▶ **STORED ROWS**
══════
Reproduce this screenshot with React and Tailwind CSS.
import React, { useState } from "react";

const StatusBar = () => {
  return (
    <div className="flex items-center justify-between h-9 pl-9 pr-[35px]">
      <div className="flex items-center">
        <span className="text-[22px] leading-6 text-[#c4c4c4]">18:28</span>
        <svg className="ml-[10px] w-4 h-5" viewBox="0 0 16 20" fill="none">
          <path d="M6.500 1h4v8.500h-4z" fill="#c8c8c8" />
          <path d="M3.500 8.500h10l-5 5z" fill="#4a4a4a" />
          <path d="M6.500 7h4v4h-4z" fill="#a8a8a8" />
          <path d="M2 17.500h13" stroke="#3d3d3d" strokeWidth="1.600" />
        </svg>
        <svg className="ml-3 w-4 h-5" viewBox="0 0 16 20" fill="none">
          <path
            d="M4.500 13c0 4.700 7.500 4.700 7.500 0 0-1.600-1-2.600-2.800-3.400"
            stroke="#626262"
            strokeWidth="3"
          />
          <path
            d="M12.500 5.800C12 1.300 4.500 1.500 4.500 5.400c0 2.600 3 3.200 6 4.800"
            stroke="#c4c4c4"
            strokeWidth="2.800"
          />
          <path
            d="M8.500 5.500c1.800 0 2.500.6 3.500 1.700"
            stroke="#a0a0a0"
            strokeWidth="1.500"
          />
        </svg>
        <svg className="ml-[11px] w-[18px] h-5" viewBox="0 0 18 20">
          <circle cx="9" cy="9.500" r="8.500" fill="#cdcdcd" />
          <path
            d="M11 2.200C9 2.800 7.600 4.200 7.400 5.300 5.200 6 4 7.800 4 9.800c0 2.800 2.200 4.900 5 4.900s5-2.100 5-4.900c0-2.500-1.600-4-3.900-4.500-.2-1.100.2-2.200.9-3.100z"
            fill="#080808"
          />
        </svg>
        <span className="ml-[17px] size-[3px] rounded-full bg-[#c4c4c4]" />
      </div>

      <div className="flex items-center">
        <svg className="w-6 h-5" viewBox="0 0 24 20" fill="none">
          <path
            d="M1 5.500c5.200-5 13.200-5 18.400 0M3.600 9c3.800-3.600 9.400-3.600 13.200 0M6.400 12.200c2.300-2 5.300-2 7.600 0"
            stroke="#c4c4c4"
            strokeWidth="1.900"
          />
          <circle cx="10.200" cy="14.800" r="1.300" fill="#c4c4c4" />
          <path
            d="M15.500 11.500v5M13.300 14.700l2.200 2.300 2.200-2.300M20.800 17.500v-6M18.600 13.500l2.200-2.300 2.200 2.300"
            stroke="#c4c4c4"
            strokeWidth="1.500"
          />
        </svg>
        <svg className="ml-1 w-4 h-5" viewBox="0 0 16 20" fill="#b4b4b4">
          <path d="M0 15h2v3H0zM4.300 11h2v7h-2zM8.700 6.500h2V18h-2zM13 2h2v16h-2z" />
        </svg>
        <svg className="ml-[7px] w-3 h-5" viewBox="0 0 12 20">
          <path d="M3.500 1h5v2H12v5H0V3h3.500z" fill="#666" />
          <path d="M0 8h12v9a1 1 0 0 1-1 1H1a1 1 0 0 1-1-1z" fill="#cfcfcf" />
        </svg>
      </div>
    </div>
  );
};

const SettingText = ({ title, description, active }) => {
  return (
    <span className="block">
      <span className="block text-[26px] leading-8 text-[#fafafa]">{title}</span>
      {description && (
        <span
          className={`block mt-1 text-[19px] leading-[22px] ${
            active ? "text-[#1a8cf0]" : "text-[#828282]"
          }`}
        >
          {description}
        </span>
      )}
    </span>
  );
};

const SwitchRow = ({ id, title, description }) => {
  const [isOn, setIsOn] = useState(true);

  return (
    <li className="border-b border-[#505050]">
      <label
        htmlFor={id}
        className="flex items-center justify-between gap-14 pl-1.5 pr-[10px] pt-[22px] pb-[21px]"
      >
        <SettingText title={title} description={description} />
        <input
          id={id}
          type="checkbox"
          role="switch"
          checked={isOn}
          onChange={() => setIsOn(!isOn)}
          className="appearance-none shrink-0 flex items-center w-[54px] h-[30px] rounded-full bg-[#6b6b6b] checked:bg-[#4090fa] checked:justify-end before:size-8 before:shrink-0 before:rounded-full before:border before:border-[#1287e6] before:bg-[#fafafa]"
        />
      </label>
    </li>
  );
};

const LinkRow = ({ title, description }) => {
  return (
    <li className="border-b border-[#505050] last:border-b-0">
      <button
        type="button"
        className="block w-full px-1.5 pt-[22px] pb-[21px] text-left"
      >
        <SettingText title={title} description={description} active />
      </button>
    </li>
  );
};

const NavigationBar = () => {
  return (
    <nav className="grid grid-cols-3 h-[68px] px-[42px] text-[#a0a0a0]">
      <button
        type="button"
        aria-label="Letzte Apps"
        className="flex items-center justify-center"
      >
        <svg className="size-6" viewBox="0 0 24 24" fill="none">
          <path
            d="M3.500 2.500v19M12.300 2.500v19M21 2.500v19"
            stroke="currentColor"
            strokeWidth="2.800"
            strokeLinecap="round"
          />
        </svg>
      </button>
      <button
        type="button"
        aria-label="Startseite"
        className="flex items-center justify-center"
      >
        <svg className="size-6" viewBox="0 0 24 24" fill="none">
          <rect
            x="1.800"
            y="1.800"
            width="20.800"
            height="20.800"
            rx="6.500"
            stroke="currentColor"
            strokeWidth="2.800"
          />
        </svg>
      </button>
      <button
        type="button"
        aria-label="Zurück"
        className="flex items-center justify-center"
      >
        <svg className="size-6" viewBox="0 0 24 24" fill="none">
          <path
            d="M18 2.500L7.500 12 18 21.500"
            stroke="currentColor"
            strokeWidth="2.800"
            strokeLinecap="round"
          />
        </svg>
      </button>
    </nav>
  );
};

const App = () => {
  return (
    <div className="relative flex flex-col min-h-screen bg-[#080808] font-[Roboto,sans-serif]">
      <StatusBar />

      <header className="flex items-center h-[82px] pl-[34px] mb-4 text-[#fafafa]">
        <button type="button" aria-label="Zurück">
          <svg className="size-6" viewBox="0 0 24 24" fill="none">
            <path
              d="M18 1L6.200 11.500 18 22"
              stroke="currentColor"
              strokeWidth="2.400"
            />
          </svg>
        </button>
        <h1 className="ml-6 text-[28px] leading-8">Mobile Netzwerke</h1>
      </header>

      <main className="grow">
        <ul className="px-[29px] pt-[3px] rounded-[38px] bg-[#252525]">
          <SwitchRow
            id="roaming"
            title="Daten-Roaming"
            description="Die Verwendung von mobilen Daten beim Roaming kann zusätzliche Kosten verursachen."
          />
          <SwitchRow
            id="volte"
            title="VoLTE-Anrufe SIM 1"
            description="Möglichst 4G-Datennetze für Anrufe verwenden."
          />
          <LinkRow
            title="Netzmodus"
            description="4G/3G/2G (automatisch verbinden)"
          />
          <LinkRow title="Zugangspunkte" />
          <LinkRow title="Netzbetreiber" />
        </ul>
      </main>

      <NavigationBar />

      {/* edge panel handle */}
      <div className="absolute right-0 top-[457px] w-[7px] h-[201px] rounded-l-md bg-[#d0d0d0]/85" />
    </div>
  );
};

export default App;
══════
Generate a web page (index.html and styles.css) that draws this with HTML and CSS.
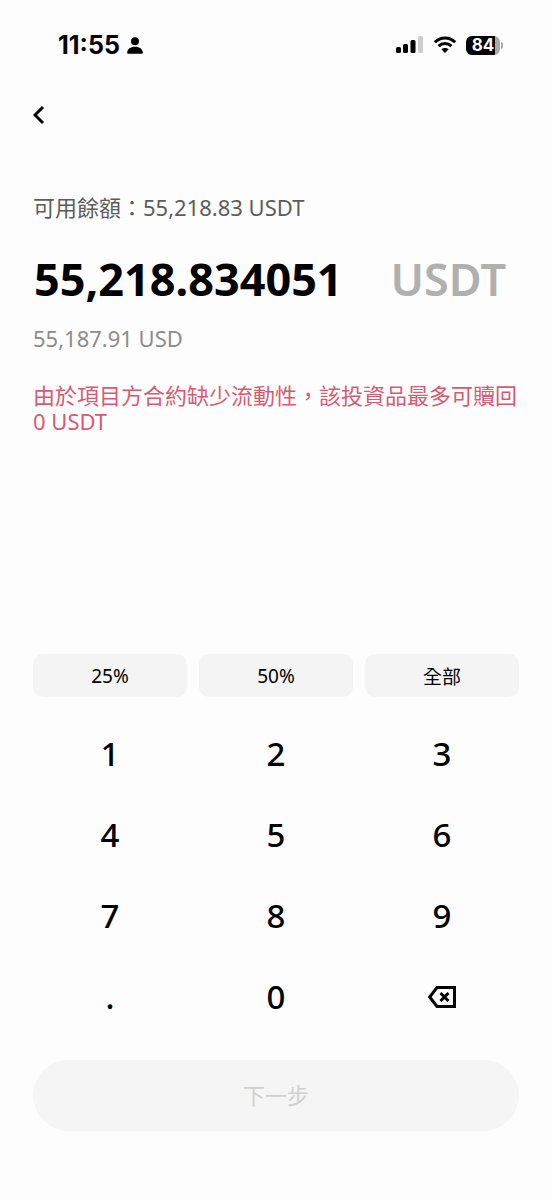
══════
Which lines above contain the word "with"? Copy each of them.

Reproduce this screenshot with React and Tailwind CSS.
Generate a web page (index.html and styles.css) that draws this with HTML and CSS.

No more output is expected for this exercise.